When our guests say they want to “eat like locals,” we recommend Shan 999 Noodle Shop (130/B 34th Street, Kyauktada Township; +95 1 389 363) the narrow two-storey shop house where we go for Yangon’s tastiest Shàn k’auq swèh silk thread-thin noodles in fiery chicken broth, or the sticky Shan noodles and always a fresh fruit smoothie or two. The 35 year-old eatery located behind City Hall is simple but always clean, portions are generous, prices are extremely reasonable and the crowds is a nice mix of locals and in-the-know foreigners.

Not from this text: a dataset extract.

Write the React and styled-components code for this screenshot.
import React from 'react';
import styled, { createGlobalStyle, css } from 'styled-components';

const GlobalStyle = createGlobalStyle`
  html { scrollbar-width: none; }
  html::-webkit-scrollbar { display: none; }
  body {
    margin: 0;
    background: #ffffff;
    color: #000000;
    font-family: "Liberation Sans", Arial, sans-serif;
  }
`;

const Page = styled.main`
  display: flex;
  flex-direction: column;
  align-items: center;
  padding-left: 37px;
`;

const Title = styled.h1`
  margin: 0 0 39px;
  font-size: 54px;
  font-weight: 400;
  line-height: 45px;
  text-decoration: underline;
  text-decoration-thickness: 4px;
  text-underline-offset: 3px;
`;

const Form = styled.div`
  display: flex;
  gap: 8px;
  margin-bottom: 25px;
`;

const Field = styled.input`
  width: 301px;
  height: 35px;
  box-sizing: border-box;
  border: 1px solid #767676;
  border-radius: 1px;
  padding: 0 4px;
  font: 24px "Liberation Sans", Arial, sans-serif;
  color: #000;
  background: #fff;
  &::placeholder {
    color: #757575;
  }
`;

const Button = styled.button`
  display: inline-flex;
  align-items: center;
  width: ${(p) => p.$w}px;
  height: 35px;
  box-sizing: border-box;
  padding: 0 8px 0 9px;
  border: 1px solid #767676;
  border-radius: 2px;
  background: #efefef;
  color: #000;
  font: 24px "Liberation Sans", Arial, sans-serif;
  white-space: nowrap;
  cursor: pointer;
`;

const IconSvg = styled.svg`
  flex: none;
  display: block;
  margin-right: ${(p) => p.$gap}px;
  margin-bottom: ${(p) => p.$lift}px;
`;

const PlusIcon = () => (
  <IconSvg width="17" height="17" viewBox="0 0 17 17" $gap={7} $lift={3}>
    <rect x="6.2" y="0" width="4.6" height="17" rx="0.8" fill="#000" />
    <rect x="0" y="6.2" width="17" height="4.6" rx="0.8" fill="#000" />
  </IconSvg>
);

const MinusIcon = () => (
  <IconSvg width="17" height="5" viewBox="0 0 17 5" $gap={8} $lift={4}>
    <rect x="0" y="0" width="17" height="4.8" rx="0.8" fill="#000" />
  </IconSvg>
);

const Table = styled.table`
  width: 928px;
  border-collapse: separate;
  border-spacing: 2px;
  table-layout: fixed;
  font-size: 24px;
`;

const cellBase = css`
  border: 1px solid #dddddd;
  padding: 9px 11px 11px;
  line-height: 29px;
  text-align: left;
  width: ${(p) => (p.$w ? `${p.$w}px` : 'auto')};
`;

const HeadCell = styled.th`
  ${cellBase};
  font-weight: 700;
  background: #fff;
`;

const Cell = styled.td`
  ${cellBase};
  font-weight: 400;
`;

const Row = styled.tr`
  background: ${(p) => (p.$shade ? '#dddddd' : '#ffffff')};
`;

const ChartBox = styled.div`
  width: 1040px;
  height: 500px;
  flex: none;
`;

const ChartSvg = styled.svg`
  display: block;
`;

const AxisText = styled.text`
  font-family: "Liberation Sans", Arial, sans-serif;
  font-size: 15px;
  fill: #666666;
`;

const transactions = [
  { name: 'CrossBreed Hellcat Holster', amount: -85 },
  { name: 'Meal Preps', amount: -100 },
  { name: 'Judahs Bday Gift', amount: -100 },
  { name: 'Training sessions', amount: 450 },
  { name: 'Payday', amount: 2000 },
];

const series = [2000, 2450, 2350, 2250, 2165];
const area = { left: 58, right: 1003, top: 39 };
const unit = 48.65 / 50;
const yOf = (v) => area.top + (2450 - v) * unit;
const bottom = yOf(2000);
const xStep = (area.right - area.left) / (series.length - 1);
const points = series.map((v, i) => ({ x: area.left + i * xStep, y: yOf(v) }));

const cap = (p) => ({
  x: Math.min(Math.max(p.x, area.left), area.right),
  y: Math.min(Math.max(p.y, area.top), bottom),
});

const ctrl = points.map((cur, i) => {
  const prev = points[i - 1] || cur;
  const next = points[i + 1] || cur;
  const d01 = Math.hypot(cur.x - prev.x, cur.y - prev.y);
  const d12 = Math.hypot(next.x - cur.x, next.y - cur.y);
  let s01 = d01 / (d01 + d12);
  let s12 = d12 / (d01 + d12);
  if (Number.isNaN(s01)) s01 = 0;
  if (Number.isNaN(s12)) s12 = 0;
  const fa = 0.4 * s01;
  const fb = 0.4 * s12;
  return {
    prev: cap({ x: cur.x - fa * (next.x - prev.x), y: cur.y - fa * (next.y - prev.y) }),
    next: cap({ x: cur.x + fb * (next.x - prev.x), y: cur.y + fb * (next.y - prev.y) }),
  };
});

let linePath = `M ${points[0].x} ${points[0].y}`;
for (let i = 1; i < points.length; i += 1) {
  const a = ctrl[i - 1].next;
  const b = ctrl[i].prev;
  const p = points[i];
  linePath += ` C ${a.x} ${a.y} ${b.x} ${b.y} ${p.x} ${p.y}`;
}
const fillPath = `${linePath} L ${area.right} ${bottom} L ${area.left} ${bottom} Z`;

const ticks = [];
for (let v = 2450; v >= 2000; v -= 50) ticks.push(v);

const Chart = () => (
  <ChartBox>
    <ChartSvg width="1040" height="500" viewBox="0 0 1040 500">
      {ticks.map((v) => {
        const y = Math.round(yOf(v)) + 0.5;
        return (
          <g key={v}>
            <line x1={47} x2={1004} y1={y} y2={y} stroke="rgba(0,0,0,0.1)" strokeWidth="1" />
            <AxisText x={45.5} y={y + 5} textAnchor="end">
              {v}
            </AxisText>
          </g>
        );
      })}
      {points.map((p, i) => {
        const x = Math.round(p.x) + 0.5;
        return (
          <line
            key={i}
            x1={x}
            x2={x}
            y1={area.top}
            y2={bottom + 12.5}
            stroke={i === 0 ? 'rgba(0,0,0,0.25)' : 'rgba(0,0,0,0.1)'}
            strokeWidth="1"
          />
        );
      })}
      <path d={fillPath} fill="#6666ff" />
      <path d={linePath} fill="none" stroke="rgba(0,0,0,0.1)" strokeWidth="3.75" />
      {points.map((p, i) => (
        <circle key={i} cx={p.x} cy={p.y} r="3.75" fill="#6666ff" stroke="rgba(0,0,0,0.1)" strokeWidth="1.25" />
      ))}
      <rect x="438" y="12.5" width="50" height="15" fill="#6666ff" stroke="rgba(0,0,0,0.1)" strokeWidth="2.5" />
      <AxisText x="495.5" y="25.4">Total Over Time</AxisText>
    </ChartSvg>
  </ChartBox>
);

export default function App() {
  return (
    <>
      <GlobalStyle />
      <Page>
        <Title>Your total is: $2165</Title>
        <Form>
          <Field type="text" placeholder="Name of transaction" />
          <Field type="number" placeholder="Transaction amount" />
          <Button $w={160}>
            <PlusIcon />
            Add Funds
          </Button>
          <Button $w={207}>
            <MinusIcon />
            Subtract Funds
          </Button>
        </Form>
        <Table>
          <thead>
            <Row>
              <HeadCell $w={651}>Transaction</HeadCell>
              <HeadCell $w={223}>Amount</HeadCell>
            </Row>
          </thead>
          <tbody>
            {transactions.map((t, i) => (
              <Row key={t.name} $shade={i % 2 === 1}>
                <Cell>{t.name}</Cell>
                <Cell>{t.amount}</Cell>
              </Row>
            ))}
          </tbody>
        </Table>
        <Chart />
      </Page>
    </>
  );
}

No one has done more to put Yangon on the culinary world map than the Myanmar born owner of Sharky's Yangon (117 Dhamazedi Road, +95 1 524 677) whose goat cheese was reportedly a diet staple of Nobel Laureate Aung San Suu Kyi during her house arrest. Born of necessity during the years Myanmar was under military rule, Sharky’s is utterly locavore and notable for its astonishingly consistent quality, from its tomatoes, spinach and arugula to its Indian Ocean sourced fleur de sel, a rightly famous grilled chicken and an especially addictive hazelnut and Swiss chocolate homemade ice cream. We are especially grateful for Sharky’s latest ‘downtown’ location in an elegant, white washed colonial building at 81 Pansodan Road, a mere five minutes’ walk from The Strand.